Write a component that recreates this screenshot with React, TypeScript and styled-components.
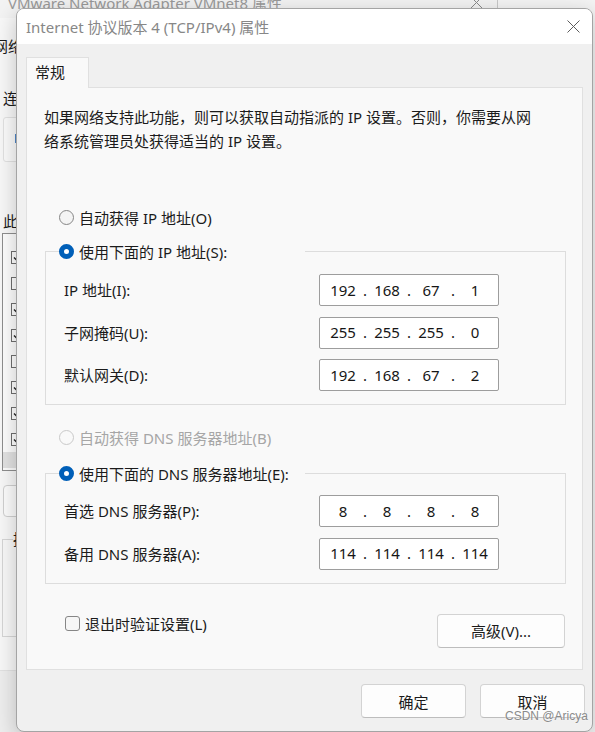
import styled, { createGlobalStyle } from "styled-components";

const GlobalStyle = createGlobalStyle`
  html, body {
    margin: 0;
    padding: 0;
  }
  body {
    font-family: "Noto Sans", "Noto Sans CJK SC", sans-serif;
    font-size: 15px;
    color: #1b1b1b;
  }
`;

const Desktop = styled.div`
  position: relative;
  width: 595px;
  height: 732px;
  overflow: hidden;
  background: #f4f4f4;
`;

/* ---------- window behind (VMnet8 properties) ---------- */

const BackWindow = styled.div`
  position: absolute;
  left: -20px;
  top: -14px;
  width: 517px;
  height: 760px;
  display: flex;
  flex-direction: column;
  background: #f8f8f8;
  border-right: 1px solid #c8c8c8;
`;

const BackTitle = styled.div`
  height: 32px;
  flex-shrink: 0;
  display: flex;
  align-items: center;
  justify-content: space-between;
  padding: 0 14px 0 28px;
  background: #f3f3f3;
  color: #9a9a9a;
  white-space: nowrap;
`;

const BackBody = styled.div`
  display: flex;
  flex-direction: column;
  flex: 1;
  padding-left: 22px;
`;

const BackTab = styled.div`
  height: 32px;
  line-height: 32px;
  margin: 12px 0 0 -9px;
`;

const BackLabel = styled.div<{ $top: number }>`
  line-height: 24px;
  margin-top: ${(p) => p.$top}px;
  margin-left: 1px;
  white-space: nowrap;
`;

const AdapterBox = styled.div`
  height: 45px;
  width: 440px;
  margin: 7px 0 0 1px;
  box-sizing: border-box;
  display: flex;
  align-items: center;
  padding-left: 10px;
  border: 1px solid #e2e2e2;
  border-radius: 3px;
  background: #fbfbfb;
`;

const ItemList = styled.div`
  height: 238px;
  width: 460px;
  box-sizing: border-box;
  display: flex;
  flex-direction: column;
  padding: 10px 0 0 8px;
  border: 1px solid #8e8e8e;
  background: #fdfdfd;
`;

const Item = styled.div`
  height: 26px;
  display: flex;
  align-items: center;
`;

const SmallCheck = styled.span`
  width: 13px;
  height: 13px;
  box-sizing: border-box;
  border: 1px solid #6f6f6f;
  background: #fff;
  display: flex;
  align-items: center;
  justify-content: center;
`;

const ScrollStrip = styled.div`
  height: 16px;
  margin: 0 0 0 -8px;
  background: #e2e2e2;
`;

const BackButton = styled.div`
  height: 32px;
  width: 100px;
  margin: 14px 0 0 1px;
  box-sizing: border-box;
  border: 1px solid #d0d0d0;
  border-radius: 4px;
  background: #fcfcfc;
`;

const BackGroup = styled.fieldset`
  height: 110px;
  width: 460px;
  margin: 10px 0 0 0;
  padding: 0 0 0 10px;
  box-sizing: border-box;
  border: 1px solid #d6d6d6;

  legend {
    padding: 0;
    line-height: 24px;
  }
`;

const BackFooter = styled.div`
  flex: 1;
  margin: 33px 0 0 -22px;
  border-top: 1px solid #e2e2e2;
  background: #eeeeee;
`;

/* ---------- front dialog (TCP/IPv4 properties) ---------- */

const Dialog = styled.div`
  position: absolute;
  left: 16px;
  top: 8px;
  width: 577px;
  height: 724px;
  box-sizing: border-box;
  display: flex;
  flex-direction: column;
  background: #f0f0f0;
  border: 1px solid #a4a4a4;
  border-radius: 8px;
  overflow: hidden;
  box-shadow: 0 6px 22px rgba(0, 0, 0, 0.22);
`;

const TitleBar = styled.div`
  height: 35px;
  flex-shrink: 0;
  display: flex;
  align-items: center;
  justify-content: space-between;
  padding: 0 12px 0 9px;
  background: #ffffff;
  color: #878787;
`;

const Body = styled.div`
  display: flex;
  flex-direction: column;
  padding: 13px 9px 0 9px;
`;

const Tab = styled.div`
  position: relative;
  z-index: 1;
  width: 63px;
  height: 31px;
  box-sizing: border-box;
  margin-bottom: -1px;
  padding-left: 8px;
  line-height: 28px;
  border: 1px solid #e0e0e0;
  border-bottom: none;
  background: #f9f9f9;
`;

const Panel = styled.div`
  height: 583px;
  box-sizing: border-box;
  display: flex;
  flex-direction: column;
  padding: 17px 16px 0 17px;
  border: 1px solid #e0e0e0;
  background: #f9f9f9;
`;

const Description = styled.p`
  margin: 0;
  line-height: 24px;
  white-space: nowrap;
`;

const RadioRow = styled.div<{ $top: number; $disabled?: boolean }>`
  height: 24px;
  display: flex;
  align-items: center;
  margin-top: ${(p) => p.$top}px;
  padding-left: 15px;
  color: ${(p) => (p.$disabled ? "#a6a6a6" : "inherit")};
  white-space: nowrap;
`;

const Radio = styled.span<{ $checked?: boolean; $disabled?: boolean }>`
  width: 15px;
  height: 15px;
  flex-shrink: 0;
  box-sizing: border-box;
  margin-right: 5px;
  border-radius: 50%;
  background: ${(p) => (p.$checked ? "#ffffff" : p.$disabled ? "#f9f9f9" : "#f4f4f4")};
  border: ${(p) =>
    p.$checked
      ? "5px solid #005fb8"
      : p.$disabled
      ? "1px solid #c9c9c9"
      : "1px solid #868686"};
`;

const Group = styled.fieldset<{ $top: number; $padTop: number; $padBottom: number }>`
  margin: ${(p) => p.$top}px 0 0 1px;
  padding: ${(p) => p.$padTop}px 0 ${(p) => p.$padBottom}px 13px;
  border: 1px solid #dddddd;
  display: grid;
  row-gap: 10.5px;
  min-width: 0;
`;

const GroupTitle = styled.legend`
  width: 246px;
  height: 24px;
  padding: 0;
  display: flex;
  align-items: center;
  white-space: nowrap;
`;

const FieldRow = styled.div`
  display: grid;
  grid-template-columns: 260px 180px;
  align-items: center;
`;

const FieldLabel = styled.span`
  padding-left: 5px;
  line-height: 30px;
  white-space: nowrap;
`;

const IpBox = styled.div`
  height: 32px;
  box-sizing: border-box;
  display: grid;
  grid-template-columns: 36px 8px 36px 8px 36px 8px 36px;
  align-items: center;
  padding: 0 5px;
  border: 1px solid #9d9d9d;
  border-radius: 2px;
  background: #ffffff;
  line-height: 29px;
  text-align: center;
  color: #161616;
`;

const BottomRow = styled.div`
  display: flex;
  align-items: flex-start;
  justify-content: space-between;
  margin-top: 28px;
  padding-left: 21px;
  margin-right: 1px;
`;

const CheckRow = styled.label`
  height: 24px;
  display: flex;
  align-items: center;
  gap: 5px;
  white-space: nowrap;
`;

const CheckBox = styled.span`
  width: 15px;
  height: 15px;
  box-sizing: border-box;
  border: 1px solid #868686;
  border-radius: 3px;
  background: #f6f6f6;
`;

const Button = styled.button<{ $width: number; $top?: number }>`
  width: ${(p) => p.$width}px;
  height: 34px;
  margin-top: ${(p) => p.$top ?? 0}px;
  padding: 0;
  box-sizing: border-box;
  font: inherit;
  color: #1b1b1b;
  background: #fdfdfd;
  border: 1px solid #d3d3d3;
  border-bottom-color: #bdbdbd;
  border-radius: 4px;
`;

const Footer = styled.div`
  display: flex;
  justify-content: flex-end;
  gap: 14px;
  margin: 14px -2px 0 0;
`;

const Watermark = styled.div`
  position: absolute;
  left: 505px;
  top: 708px;
  font-family: "Liberation Sans", Arial, sans-serif;
  font-size: 12px;
  line-height: 16px;
  color: #8a8a8a;
  text-shadow: 0 0 2px #ffffff;
`;

const CloseIcon = ({ color }: { color: string }) => (
  <svg width="13" height="13" viewBox="0 0 13 13">
    <path d="M0.5 0.5 L12.5 12.5 M12.5 0.5 L0.5 12.5" stroke={color} strokeWidth="1" fill="none" />
  </svg>
);

const Tick = () => (
  <svg width="9" height="9" viewBox="0 0 9 9">
    <path d="M1 4.5 L3.5 7 L8 1.5" stroke="#222" strokeWidth="1.4" fill="none" />
  </svg>
);

const IpValue = ({ parts }: { parts: string[] }) => (
  <IpBox>
    {parts.flatMap((part, i) =>
      i > 0
        ? [<span key={`d${i}`}>.</span>, <span key={`p${i}`}>{part}</span>]
        : [<span key={`p${i}`}>{part}</span>]
    )}
  </IpBox>
);

// only the check boxes of the list peek out from behind the dialog
const checked = [true, false, true, true, false, true, true, true];

const App = () => {
  return (
    <>
      <GlobalStyle />
      <Desktop>
        <BackWindow>
          <BackTitle>
            <span>VMware Network Adapter VMnet8 属性</span>
            <CloseIcon color="#8a8a8a" />
          </BackTitle>
          <BackBody>
            <BackTab>网络</BackTab>
            <BackLabel $top={24}>连接时使用:</BackLabel>
            <AdapterBox>
              <svg width="16" height="16" viewBox="0 0 16 16">
                <rect x="1" y="2" width="14" height="9" fill="#4f86c6" />
                <rect x="6" y="11" width="4" height="3" fill="#7a7a7a" />
              </svg>
            </AdapterBox>
            <BackLabel $top={47}>此连接使用下列项目(O):</BackLabel>
            <ItemList>
              {checked.map((on, i) => (
                <Item key={i}>
                  <SmallCheck>{on && <Tick />}</SmallCheck>
                </Item>
              ))}
              <ScrollStrip />
            </ItemList>
            <BackButton />
            <BackGroup>
              <legend>描述</legend>
            </BackGroup>
            <BackFooter />
          </BackBody>
        </BackWindow>

        <Dialog>
          <TitleBar>
            <span>Internet 协议版本 4 (TCP/IPv4) 属性</span>
            <CloseIcon color="#5c5c5c" />
          </TitleBar>
          <Body>
            <Tab>常规</Tab>
            <Panel>
              <Description>
                如果网络支持此功能，则可以获取自动指派的 IP 设置。否则，你需要从网
                <br />
                络系统管理员处获得适当的 IP 设置。
              </Description>

              <RadioRow $top={52}>
                <Radio />
                自动获得 IP 地址(O)
              </RadioRow>
              <Group $top={10} $padTop={11} $padBottom={13}>
                <GroupTitle>
                  <Radio $checked />
                  使用下面的 IP 地址(S):
                </GroupTitle>
                <FieldRow>
                  <FieldLabel>IP 地址(I):</FieldLabel>
                  <IpValue parts={["192", "168", "67", "1"]} />
                </FieldRow>
                <FieldRow>
                  <FieldLabel>子网掩码(U):</FieldLabel>
                  <IpValue parts={["255", "255", "255", "0"]} />
                </FieldRow>
                <FieldRow>
                  <FieldLabel>默认网关(D):</FieldLabel>
                  <IpValue parts={["192", "168", "67", "2"]} />
                </FieldRow>
              </Group>

              <RadioRow $top={20} $disabled>
                <Radio $disabled />
                自动获得 DNS 服务器地址(B)
              </RadioRow>
              <Group $top={12} $padTop={10} $padBottom={13}>
                <GroupTitle>
                  <Radio $checked />
                  使用下面的 DNS 服务器地址(E):
                </GroupTitle>
                <FieldRow>
                  <FieldLabel>首选 DNS 服务器(P):</FieldLabel>
                  <IpValue parts={["8", "8", "8", "8"]} />
                </FieldRow>
                <FieldRow>
                  <FieldLabel>备用 DNS 服务器(A):</FieldLabel>
                  <IpValue parts={["114", "114", "114", "114"]} />
                </FieldRow>
              </Group>

              <BottomRow>
                <CheckRow>
                  <CheckBox />
                  退出时验证设置(L)
                </CheckRow>
                <Button $width={128} $top={2}>高级(V)...</Button>
              </BottomRow>
            </Panel>
            <Footer>
              <Button $width={105}>确定</Button>
              <Button $width={105}>取消</Button>
            </Footer>
          </Body>
        </Dialog>

        <Watermark>CSDN @Aricya</Watermark>
      </Desktop>
    </>
  );
};

export default App;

* * * * * * * * *

(Exercise objective) Copy out each line that contains the word "components".

(Result of this exercise)
Write a component that recreates this screenshot with React, TypeScript and styled-components.
import styled, { createGlobalStyle } from "styled-components";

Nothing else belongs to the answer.